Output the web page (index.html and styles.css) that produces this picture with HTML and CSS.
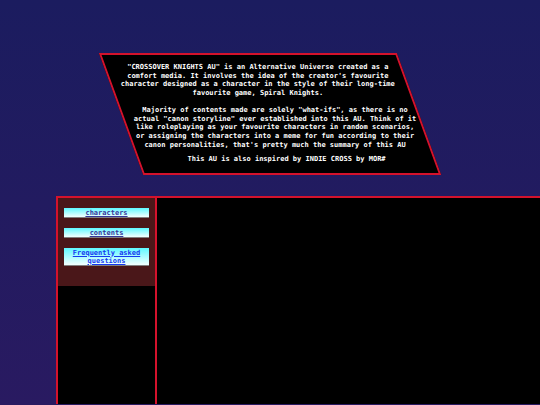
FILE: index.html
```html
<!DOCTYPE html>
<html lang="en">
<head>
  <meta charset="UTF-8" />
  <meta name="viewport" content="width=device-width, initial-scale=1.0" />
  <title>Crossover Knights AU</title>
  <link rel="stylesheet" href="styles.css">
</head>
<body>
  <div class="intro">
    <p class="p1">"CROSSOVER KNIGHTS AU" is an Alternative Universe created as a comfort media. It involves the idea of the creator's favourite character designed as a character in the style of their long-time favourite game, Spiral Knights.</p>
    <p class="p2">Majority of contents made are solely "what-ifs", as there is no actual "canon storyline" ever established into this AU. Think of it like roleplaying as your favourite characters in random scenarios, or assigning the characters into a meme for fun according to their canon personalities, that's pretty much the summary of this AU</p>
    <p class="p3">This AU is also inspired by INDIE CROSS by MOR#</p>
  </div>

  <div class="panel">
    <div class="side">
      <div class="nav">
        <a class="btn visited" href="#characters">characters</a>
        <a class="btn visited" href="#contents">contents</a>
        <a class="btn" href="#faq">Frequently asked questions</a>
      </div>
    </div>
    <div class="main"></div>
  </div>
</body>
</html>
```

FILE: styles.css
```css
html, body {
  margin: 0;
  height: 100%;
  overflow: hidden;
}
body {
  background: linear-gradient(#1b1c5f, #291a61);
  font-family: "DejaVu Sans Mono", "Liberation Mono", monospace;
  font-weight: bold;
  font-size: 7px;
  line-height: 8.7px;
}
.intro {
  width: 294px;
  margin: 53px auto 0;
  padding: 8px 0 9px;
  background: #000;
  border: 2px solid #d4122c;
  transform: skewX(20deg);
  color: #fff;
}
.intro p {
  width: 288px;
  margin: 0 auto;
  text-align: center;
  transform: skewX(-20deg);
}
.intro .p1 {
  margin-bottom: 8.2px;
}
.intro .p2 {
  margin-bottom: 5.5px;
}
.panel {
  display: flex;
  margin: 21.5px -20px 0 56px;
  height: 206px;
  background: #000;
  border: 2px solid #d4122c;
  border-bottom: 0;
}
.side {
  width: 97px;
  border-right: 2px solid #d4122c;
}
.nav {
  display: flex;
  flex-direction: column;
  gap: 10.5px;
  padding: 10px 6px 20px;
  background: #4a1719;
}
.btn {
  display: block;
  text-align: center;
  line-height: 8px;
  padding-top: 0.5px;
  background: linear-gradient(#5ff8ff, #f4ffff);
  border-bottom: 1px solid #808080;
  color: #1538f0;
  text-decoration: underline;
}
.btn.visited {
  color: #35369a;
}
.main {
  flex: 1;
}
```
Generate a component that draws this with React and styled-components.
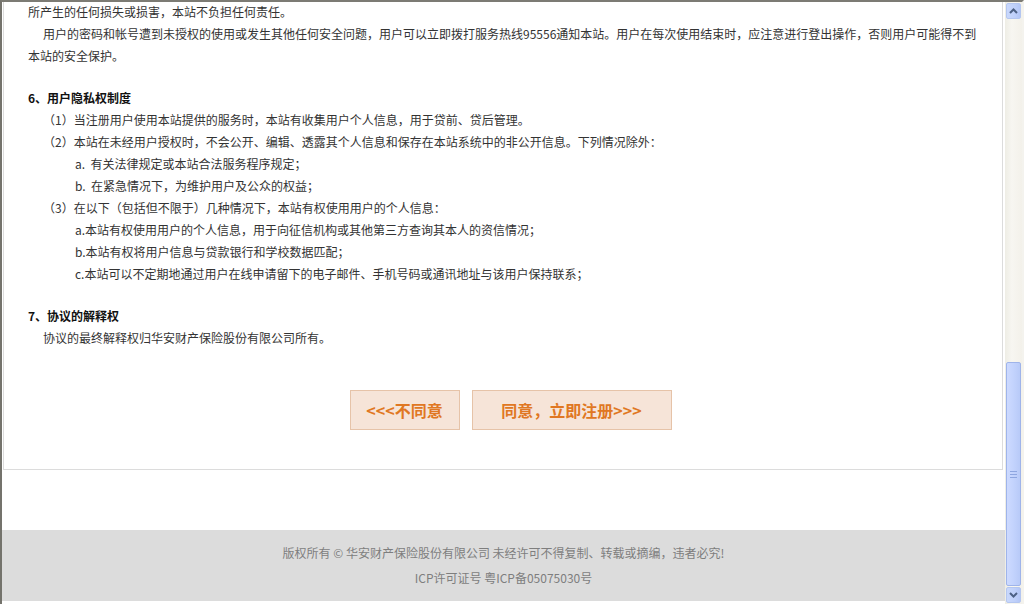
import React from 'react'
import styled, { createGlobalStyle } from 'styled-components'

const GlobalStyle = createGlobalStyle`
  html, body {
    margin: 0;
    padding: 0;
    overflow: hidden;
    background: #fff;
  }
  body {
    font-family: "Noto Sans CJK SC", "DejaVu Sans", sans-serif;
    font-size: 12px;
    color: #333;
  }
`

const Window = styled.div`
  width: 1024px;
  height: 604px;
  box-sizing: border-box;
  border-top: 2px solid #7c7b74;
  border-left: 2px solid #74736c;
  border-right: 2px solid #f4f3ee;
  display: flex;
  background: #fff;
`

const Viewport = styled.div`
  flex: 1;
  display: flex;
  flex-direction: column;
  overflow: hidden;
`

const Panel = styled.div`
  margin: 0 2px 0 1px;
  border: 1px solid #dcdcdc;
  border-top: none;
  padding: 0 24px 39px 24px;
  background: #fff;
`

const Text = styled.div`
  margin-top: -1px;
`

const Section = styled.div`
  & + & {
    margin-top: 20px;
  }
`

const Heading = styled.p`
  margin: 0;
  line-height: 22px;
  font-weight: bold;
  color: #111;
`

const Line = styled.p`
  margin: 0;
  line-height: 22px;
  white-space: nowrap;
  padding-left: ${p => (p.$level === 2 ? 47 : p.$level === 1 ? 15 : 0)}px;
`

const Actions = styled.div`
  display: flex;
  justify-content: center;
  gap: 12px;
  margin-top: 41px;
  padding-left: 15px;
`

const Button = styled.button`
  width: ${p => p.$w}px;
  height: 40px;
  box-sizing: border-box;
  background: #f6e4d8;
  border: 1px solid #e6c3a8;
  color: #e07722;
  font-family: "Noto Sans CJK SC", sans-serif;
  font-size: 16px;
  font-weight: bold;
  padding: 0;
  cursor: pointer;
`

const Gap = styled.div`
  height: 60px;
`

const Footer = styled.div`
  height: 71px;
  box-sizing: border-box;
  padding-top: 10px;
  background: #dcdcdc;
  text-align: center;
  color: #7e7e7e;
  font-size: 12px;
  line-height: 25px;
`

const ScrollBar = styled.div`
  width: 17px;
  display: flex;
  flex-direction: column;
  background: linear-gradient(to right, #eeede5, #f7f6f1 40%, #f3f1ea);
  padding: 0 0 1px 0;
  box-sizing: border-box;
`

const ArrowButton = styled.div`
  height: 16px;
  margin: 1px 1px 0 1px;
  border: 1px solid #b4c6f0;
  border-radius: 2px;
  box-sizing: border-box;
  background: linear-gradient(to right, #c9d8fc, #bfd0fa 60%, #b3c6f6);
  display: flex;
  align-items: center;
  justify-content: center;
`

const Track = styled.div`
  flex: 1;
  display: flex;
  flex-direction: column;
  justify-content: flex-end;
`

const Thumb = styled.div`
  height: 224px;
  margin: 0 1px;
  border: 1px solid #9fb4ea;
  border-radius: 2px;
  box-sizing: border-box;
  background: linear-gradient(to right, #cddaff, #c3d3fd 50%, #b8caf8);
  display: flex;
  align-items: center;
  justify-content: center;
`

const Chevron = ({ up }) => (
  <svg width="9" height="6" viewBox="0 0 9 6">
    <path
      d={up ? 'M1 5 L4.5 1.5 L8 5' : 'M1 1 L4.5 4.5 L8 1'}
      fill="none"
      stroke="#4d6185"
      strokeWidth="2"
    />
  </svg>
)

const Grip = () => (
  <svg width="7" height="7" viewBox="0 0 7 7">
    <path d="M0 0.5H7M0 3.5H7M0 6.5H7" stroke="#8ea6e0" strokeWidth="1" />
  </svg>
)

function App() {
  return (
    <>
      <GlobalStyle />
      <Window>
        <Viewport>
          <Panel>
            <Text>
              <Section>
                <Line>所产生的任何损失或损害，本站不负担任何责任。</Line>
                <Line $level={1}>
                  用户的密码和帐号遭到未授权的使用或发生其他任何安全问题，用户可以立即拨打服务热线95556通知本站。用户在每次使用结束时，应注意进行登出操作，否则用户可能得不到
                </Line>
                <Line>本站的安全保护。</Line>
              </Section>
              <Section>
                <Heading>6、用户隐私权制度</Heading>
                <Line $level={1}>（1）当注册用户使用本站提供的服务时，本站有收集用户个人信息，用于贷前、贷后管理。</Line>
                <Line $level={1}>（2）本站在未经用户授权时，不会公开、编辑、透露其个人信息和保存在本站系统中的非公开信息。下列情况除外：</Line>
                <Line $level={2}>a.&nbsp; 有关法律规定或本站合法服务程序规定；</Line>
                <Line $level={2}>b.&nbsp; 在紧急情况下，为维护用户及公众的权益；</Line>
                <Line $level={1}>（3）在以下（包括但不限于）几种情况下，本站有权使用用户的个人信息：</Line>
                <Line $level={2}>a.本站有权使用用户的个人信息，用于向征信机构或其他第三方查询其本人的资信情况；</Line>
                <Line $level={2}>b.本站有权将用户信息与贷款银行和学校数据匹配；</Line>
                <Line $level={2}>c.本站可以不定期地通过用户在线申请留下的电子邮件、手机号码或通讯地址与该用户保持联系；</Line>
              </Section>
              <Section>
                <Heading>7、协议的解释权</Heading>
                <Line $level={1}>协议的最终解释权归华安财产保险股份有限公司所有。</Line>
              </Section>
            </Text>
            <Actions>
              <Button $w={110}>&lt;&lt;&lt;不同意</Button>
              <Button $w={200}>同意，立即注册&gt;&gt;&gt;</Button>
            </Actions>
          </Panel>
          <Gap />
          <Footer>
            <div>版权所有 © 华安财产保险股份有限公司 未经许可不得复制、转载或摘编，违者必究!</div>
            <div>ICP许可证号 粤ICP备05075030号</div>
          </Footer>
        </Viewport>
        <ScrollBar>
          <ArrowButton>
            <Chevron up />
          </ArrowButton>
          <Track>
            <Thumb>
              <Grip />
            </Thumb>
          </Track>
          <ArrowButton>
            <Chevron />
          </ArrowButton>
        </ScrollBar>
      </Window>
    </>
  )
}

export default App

------------------------------------

Locate the word "that" in the entries, and copy every line where it is found.

--- Finished task ---
Output the web page (index.html and styles.css) that produces this picture with HTML and CSS.
    <p class="p2">Majority of contents made are solely "what-ifs", as there is no actual "canon storyline" ever established into this AU. Think of it like roleplaying as your favourite characters in random scenarios, or assigning the characters into a meme for fun according to their canon personalities, that's pretty much the summary of this AU</p>
Generate a component that draws this with React and styled-components.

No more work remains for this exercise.